What does the 1/11 signify?

How many iterations through your training loop does it take to exhaust the data loader?

Keep in mind that the data loader is going to assign an entire batch to each worker, and with 32 workers you’re going to be hammering the disk pretty hard. Once you have the first batch ready to go, the next 31 should also finish right around the same time. That means that batch two (through 32) should be ready with zero latency, and the first loader process should be working on the 33rd, which is why everything but the first batch is quick.

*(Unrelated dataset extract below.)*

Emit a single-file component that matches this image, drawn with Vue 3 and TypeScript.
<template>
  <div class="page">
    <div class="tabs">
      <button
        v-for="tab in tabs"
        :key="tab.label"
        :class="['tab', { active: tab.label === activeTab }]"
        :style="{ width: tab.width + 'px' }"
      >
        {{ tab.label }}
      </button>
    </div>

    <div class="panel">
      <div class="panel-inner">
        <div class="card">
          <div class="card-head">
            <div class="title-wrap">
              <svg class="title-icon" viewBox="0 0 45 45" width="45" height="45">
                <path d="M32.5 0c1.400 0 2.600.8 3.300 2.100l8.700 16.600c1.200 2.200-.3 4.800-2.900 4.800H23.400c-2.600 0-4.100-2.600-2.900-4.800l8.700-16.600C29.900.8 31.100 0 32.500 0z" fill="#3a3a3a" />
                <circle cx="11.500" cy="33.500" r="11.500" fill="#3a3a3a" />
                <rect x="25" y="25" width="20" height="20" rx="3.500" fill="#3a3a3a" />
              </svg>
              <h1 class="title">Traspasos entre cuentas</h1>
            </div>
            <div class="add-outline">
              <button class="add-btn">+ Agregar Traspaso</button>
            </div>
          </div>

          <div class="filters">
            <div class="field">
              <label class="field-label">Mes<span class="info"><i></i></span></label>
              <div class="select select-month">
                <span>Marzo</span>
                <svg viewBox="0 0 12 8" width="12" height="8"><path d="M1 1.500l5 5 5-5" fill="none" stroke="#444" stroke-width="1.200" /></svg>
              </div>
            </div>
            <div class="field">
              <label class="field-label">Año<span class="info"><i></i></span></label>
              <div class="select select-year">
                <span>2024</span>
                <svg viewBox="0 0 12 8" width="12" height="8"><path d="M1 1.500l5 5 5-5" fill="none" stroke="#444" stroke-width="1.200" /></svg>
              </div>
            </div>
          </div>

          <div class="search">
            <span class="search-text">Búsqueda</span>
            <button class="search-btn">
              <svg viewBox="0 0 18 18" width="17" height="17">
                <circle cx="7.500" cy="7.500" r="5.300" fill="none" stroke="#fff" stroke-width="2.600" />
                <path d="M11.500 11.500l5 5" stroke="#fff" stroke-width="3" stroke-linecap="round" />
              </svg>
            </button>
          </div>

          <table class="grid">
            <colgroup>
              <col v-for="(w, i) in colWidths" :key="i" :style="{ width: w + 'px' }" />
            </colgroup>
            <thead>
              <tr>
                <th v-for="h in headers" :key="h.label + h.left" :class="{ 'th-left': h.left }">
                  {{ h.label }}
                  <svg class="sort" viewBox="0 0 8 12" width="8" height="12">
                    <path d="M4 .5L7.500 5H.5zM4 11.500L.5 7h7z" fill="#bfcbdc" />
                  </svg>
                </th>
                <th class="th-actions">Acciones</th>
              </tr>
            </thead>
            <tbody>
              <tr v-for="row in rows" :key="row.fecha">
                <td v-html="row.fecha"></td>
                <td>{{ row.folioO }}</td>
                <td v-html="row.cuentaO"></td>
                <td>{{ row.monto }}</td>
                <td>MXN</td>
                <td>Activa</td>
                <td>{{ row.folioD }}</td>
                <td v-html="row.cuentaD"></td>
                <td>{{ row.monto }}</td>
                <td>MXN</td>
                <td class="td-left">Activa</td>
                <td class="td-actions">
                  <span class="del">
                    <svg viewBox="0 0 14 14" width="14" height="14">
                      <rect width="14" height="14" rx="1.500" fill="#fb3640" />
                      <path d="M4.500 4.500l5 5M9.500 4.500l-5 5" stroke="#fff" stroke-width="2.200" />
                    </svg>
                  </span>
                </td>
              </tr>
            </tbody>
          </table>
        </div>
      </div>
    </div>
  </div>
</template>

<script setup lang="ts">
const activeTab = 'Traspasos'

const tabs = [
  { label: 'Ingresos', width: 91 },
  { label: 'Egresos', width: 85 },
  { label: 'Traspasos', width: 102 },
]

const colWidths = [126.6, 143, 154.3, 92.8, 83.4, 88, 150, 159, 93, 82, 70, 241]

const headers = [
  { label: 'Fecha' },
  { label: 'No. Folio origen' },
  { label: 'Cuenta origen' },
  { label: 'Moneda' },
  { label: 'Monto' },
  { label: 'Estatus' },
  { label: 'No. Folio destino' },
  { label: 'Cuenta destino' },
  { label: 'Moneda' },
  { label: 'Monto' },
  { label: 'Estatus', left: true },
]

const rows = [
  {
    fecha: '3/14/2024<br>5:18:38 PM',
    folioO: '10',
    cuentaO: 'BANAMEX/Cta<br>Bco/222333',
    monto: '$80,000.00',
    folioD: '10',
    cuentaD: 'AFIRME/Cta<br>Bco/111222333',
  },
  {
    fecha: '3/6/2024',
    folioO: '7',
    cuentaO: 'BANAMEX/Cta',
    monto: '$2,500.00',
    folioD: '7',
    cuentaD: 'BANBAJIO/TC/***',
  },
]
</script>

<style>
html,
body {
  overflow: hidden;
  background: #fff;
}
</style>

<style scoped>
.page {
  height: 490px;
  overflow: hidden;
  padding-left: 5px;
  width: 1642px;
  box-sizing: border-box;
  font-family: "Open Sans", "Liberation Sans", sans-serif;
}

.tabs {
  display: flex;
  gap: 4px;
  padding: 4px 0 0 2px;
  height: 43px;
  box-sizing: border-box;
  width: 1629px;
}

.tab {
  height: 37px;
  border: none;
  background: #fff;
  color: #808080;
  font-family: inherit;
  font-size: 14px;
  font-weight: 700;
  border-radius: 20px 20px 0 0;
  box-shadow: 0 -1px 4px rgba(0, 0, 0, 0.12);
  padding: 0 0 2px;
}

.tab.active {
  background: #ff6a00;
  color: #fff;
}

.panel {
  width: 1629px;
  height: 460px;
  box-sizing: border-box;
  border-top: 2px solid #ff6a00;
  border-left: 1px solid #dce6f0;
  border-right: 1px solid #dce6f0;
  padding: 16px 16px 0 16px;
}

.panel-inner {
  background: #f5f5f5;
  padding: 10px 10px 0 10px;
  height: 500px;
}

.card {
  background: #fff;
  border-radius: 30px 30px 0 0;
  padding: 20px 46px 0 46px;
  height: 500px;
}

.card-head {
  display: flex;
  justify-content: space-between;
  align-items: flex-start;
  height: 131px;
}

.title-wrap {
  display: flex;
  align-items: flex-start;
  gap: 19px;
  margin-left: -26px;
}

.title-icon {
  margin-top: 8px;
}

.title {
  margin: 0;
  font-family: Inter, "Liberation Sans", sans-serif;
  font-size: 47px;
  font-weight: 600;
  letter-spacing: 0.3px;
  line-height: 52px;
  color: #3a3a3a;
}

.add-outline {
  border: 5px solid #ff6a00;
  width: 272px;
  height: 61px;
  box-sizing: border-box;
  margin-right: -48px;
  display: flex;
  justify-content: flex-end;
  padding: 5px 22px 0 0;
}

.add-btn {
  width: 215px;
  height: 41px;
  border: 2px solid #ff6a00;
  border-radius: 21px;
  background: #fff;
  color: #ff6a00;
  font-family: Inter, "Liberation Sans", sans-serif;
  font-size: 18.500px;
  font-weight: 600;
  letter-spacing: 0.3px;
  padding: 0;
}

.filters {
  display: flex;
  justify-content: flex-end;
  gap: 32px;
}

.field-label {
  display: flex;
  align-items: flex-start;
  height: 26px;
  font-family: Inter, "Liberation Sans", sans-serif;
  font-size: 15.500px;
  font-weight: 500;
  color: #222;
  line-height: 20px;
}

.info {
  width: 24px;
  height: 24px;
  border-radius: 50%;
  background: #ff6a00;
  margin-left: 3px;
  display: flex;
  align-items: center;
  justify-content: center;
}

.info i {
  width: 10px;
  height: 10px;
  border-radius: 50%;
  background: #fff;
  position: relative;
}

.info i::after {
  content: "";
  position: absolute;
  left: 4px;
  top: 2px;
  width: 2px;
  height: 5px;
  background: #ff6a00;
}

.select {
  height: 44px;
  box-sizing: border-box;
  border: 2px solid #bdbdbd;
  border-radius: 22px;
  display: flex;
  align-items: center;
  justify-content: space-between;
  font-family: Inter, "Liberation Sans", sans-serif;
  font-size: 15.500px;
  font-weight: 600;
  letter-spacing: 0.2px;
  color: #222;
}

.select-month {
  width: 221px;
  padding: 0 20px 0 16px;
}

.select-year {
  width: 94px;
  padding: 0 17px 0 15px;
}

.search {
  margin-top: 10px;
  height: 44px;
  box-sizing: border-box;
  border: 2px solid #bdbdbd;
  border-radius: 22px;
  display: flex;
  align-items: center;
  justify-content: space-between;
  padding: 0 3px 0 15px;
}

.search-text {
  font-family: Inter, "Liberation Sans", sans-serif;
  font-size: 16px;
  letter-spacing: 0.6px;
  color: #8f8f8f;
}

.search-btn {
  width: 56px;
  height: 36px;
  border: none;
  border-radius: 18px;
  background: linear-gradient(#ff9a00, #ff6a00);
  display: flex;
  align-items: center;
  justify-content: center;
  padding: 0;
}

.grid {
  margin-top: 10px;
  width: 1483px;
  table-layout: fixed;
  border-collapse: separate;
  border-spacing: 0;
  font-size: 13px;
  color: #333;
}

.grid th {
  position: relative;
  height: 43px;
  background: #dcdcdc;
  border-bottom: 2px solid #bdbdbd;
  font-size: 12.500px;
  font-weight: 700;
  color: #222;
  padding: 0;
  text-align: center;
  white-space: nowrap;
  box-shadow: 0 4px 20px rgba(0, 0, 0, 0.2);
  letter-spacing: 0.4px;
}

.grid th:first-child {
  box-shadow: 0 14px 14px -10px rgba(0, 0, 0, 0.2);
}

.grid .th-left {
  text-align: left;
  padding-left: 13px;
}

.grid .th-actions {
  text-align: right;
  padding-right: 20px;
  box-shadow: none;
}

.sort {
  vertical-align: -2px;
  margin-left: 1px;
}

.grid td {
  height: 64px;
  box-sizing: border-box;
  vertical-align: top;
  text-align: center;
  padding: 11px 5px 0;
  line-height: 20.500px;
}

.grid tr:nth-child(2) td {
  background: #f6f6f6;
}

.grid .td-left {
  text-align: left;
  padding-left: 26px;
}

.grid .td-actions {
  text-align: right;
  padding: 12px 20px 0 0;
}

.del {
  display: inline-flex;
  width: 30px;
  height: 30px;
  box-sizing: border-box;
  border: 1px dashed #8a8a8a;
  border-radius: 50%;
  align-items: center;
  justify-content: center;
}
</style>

You can try having two data loaders active at the same time, so that when you get to epoch 2, the second DL already has everything loaded up and ready to go. Something like:

this_dl = DataLoader(..., num_workers=16)
next_dl = DataLoader(..., num_workers=16)
this_dl_iter = iter(this_dl)
next_dl_iter = iter(next_dl)

for epoch in range(epochs):
    for batch in this_dl_iter:
        # ...training, etc...
        this_dl_iter = next_dl_iter
        this_dl, next_dl = next_dl, this_dl
        next_dl_iter = iter(next_dl)

Note: I’m assuming without checking that trying to iterate over the same DL twice at the same time won’t work. Double check that.